Waiting~ No one likes it...at least no one I know but it is an important skill...one which I have tried to teach my children and one which our heavenly Father is teaching me. "Wait on the Lord and be of good courage"~ Tom and I are waiting on the Lord. It has not been easy but God is ever faithful. He has provided our needs along the way in many different ways. When we began this journey this season in our lives..I was a person who had to be in control..someone who liked to know what lie up ahead...not that I wasn't flexible but this is a new and different flexibility..one that has required much of me. I've stretched and grown in ways that I did not think were possible~ Do I like this season in my life...Not really but I cling to the fact that God's word tells me that we are strangers in the land and that while we are here there will be troubles for God's people But! along the way the Lord has given us joys..many joys! Our children, our friends, our family..many cherished memories and I am sure many more will be made. I have learned that many of the ways I had before...I will never repeat..the little things I took for granted I will no longer~ So though this is a hard road God's grace is more than sufficient and He will never leave us nor forsake us. We as a Christian community need to pull together and be honest and be there for each other..when times get tough not only do we need to hit our knees but we need to reach out and be sensitive and loving and kind~ I know that I have been guilty of getting so wrapped up in what is going on in my life that I think I don't have time for anything else but the Lord has taught me to look outside my problems... and reach out and help others and in doing this I am taking my eyes of my problems and focusing on serving. God has blessed us and taken care of us most when we have done this~ It is not a magic formula but simply living the way we have been commanded too~ I don't know the next chapter the Lord has for us but I am constantly reminded to trust Only in Him.
2 comments:
Good morning Vikki,
You express yourself so beautifully! Your words of encouragement, and your love of the Lord and family is so inspirational.
I too, have been a person who likes to be in control of my life. David having Alzheimer's, has really made me put things in a different perspective. I'm learning patience along this journey, and I know that's a good thing for me.
Each morning when I wake up, I read my little quote: "If HE brings you to it, HE will bring you through it."
I can certainly tell from what you write, that your faith and your love for the Lord is so strong! You are such a wonderful example to your children, and others.... like me.

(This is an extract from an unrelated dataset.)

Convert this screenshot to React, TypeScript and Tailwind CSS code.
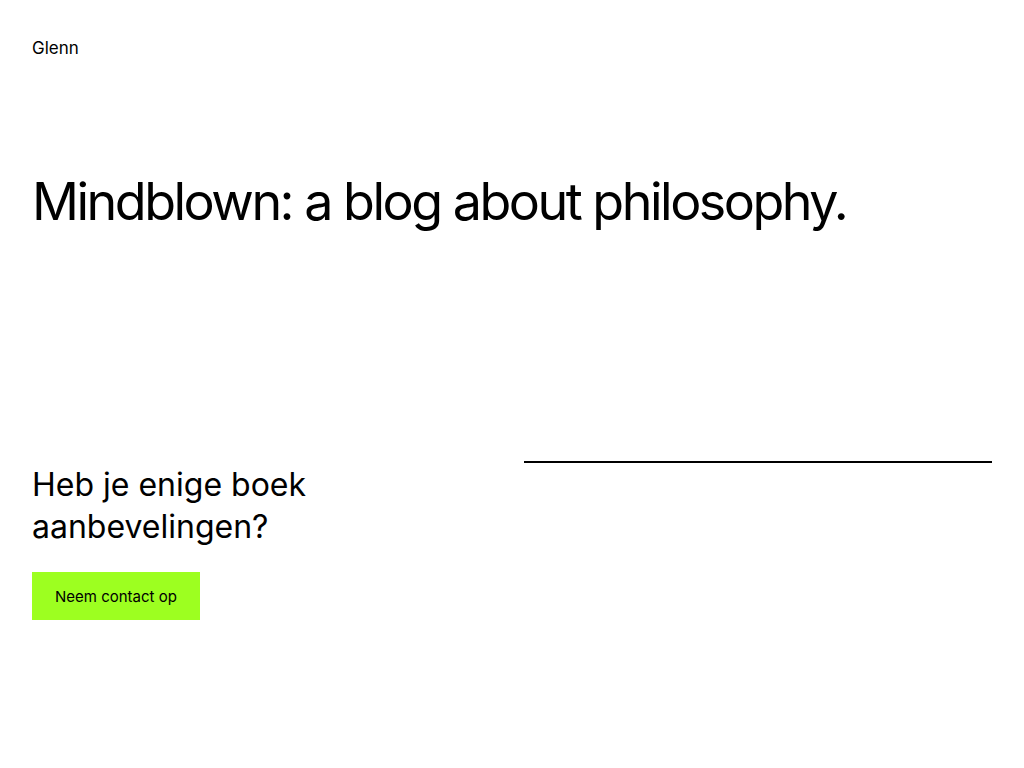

Please know that you and your family are in my thoughts and prayers.
Blessings!
Vikki, I am behind in reading blogs so was sad to read of all that you are going through, but also joyous in your attitude. My husband has been taking methotrexate ( sp?) and I know from what he has told me , of what you write.
Did your husband get the job? How is your Grandma?
I also know what you are talking about when you say you will no longer take some things for granted, me too! Praise God for His mercy and for providing for you and your family in spite of what it SEEMS it should be, desolation.He does not leave His desolate.He gives hope, and joy in the midst of sorrows...take joy!